Work to be completed:
Provide nothing beyond the count of lines that include the string "screenshot".

-- -- --

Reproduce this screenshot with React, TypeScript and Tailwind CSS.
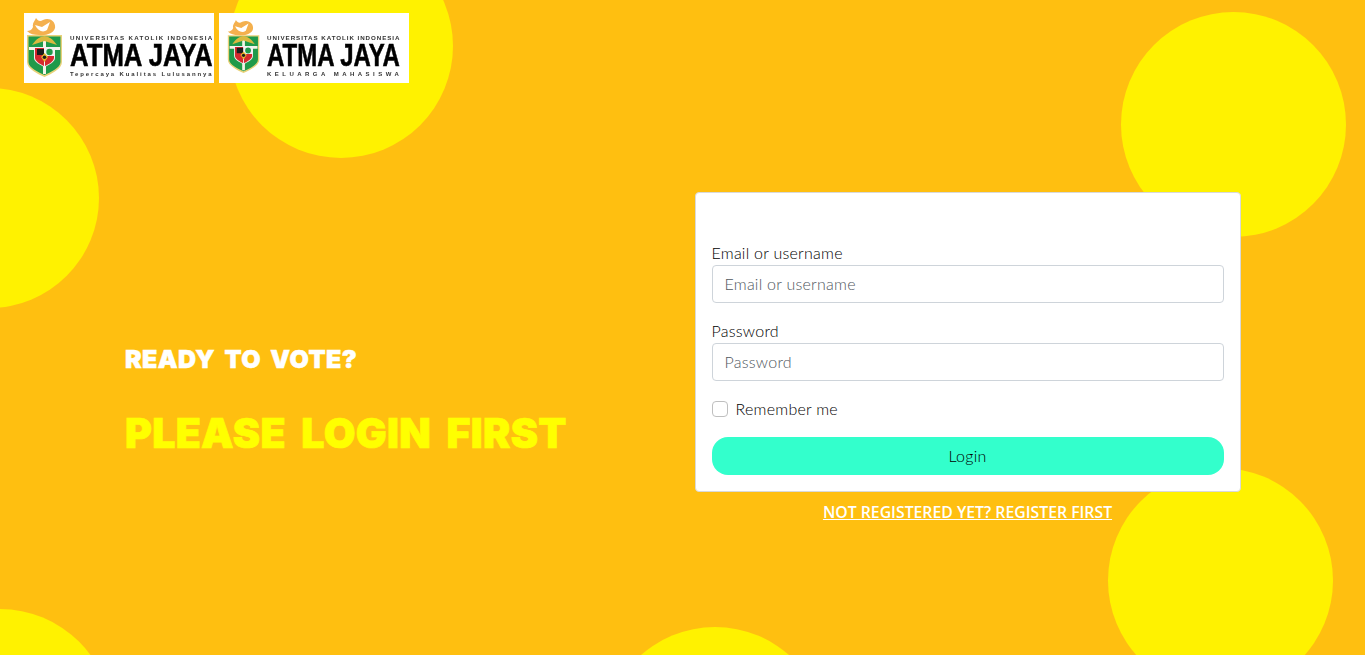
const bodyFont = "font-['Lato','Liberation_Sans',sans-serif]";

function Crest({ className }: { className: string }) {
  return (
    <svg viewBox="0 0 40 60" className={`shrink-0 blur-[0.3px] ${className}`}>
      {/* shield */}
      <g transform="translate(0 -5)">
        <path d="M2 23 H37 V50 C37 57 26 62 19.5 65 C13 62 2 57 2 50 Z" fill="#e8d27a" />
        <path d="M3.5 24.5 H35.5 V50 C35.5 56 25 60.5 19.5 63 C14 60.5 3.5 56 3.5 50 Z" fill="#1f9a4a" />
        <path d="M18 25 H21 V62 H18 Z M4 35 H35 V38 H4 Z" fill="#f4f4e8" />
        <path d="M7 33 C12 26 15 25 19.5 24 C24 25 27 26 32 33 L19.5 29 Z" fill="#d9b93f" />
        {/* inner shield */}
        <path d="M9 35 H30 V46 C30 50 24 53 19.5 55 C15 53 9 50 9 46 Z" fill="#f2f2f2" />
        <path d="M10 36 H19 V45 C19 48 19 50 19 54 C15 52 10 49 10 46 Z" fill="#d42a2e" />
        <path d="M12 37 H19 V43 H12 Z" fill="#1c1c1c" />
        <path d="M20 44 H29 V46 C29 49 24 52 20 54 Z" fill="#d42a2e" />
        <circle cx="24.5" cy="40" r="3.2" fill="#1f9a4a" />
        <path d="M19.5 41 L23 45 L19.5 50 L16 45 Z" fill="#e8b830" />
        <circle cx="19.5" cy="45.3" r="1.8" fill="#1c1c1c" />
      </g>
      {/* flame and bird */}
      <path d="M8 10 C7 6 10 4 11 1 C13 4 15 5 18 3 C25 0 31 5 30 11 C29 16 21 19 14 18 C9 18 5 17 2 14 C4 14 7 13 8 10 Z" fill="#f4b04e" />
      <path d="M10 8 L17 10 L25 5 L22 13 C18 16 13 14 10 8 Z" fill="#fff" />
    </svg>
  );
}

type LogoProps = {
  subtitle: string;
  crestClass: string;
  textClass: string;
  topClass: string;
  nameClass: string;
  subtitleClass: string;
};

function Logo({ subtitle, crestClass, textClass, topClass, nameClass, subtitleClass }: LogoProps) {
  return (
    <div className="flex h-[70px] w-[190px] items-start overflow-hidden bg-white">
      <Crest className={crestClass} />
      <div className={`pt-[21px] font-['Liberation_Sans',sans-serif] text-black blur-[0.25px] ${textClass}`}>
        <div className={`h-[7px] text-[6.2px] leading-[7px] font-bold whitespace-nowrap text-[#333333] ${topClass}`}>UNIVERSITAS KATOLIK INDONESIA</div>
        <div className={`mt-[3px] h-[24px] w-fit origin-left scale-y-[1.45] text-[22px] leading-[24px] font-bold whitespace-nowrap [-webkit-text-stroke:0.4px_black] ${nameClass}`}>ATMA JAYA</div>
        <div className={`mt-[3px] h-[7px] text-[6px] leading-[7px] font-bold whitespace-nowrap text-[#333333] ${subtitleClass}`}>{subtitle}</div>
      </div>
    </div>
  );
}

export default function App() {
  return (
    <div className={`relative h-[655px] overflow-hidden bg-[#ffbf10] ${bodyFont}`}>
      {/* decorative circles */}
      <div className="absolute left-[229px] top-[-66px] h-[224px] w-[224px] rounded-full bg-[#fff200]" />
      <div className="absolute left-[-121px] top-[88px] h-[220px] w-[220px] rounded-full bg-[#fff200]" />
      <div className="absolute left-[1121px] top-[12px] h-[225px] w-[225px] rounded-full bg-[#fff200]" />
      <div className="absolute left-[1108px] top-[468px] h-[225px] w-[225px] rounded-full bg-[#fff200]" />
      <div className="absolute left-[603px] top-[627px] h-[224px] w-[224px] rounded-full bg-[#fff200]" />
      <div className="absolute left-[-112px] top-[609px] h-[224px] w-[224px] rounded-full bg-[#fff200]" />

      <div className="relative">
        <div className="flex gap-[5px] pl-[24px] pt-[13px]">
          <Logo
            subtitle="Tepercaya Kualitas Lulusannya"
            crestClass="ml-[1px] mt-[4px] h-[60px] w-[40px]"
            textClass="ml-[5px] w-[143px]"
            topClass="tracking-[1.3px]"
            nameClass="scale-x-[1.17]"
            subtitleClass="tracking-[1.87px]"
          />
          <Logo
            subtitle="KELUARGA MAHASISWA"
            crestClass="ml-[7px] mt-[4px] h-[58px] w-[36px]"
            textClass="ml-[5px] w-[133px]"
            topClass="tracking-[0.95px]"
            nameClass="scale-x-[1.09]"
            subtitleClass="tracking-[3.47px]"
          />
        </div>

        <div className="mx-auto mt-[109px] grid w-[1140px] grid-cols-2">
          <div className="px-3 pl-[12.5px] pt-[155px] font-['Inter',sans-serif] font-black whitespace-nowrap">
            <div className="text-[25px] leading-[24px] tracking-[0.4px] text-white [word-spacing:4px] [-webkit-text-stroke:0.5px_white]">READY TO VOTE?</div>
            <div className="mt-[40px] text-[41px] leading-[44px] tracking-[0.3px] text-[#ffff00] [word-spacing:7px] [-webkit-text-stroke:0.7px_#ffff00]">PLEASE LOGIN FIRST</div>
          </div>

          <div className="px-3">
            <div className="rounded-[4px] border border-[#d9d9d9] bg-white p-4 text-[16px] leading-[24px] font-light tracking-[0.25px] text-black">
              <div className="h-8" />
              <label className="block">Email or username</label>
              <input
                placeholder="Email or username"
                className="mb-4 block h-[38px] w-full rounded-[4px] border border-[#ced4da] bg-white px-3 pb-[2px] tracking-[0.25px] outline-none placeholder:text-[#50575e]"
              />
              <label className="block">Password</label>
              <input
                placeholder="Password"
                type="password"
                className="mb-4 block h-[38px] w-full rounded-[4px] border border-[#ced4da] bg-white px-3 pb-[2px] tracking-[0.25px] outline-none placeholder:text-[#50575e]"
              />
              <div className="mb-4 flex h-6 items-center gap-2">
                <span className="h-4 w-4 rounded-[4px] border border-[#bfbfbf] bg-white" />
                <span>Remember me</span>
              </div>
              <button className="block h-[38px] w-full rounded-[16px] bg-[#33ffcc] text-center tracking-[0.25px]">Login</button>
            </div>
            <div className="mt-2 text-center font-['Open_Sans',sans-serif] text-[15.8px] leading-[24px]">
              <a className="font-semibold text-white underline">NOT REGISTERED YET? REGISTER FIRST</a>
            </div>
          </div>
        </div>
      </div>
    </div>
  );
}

-- -- --

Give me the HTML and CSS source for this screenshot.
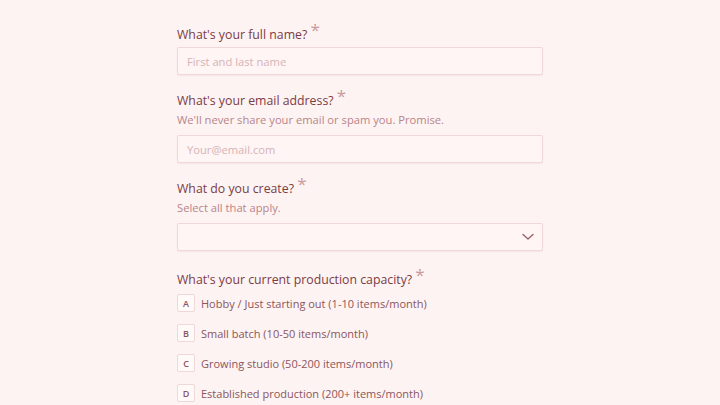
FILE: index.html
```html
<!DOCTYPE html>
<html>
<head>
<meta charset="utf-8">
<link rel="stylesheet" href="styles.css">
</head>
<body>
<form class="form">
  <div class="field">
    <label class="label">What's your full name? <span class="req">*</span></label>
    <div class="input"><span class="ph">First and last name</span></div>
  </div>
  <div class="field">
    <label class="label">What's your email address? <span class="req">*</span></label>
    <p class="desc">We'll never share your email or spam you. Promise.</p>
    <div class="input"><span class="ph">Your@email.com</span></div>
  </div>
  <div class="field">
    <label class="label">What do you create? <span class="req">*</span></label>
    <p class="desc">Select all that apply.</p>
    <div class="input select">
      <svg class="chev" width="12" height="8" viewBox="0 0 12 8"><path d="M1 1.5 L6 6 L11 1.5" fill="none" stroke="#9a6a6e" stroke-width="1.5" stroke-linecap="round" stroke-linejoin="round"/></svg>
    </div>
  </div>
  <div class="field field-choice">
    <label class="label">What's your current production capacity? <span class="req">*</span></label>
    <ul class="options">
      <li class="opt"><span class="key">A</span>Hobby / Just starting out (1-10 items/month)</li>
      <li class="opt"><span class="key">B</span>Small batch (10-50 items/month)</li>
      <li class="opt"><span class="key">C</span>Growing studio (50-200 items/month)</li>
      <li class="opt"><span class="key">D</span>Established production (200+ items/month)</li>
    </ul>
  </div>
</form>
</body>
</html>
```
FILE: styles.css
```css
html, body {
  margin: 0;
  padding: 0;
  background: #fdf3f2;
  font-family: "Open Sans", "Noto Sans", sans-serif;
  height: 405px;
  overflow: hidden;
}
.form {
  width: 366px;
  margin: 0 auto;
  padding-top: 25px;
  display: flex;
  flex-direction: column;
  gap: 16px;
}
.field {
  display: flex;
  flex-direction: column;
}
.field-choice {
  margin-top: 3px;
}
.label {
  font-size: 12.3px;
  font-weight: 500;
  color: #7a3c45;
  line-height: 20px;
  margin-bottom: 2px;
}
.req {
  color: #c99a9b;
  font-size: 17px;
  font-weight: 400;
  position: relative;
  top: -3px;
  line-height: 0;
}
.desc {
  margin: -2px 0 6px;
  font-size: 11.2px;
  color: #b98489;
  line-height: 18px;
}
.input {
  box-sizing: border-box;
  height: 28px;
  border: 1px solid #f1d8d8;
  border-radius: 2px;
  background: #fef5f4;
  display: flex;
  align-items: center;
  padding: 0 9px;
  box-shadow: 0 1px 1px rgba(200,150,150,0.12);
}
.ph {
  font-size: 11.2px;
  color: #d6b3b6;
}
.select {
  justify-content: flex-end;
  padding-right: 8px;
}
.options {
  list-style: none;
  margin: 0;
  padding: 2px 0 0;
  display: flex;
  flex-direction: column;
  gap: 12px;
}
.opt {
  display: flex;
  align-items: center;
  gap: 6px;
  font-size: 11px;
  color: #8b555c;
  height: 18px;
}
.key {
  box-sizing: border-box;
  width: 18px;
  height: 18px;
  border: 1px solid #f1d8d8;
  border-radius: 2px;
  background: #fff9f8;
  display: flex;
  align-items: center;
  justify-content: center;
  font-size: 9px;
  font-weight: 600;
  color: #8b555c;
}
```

-- -- --

Expected answer:
2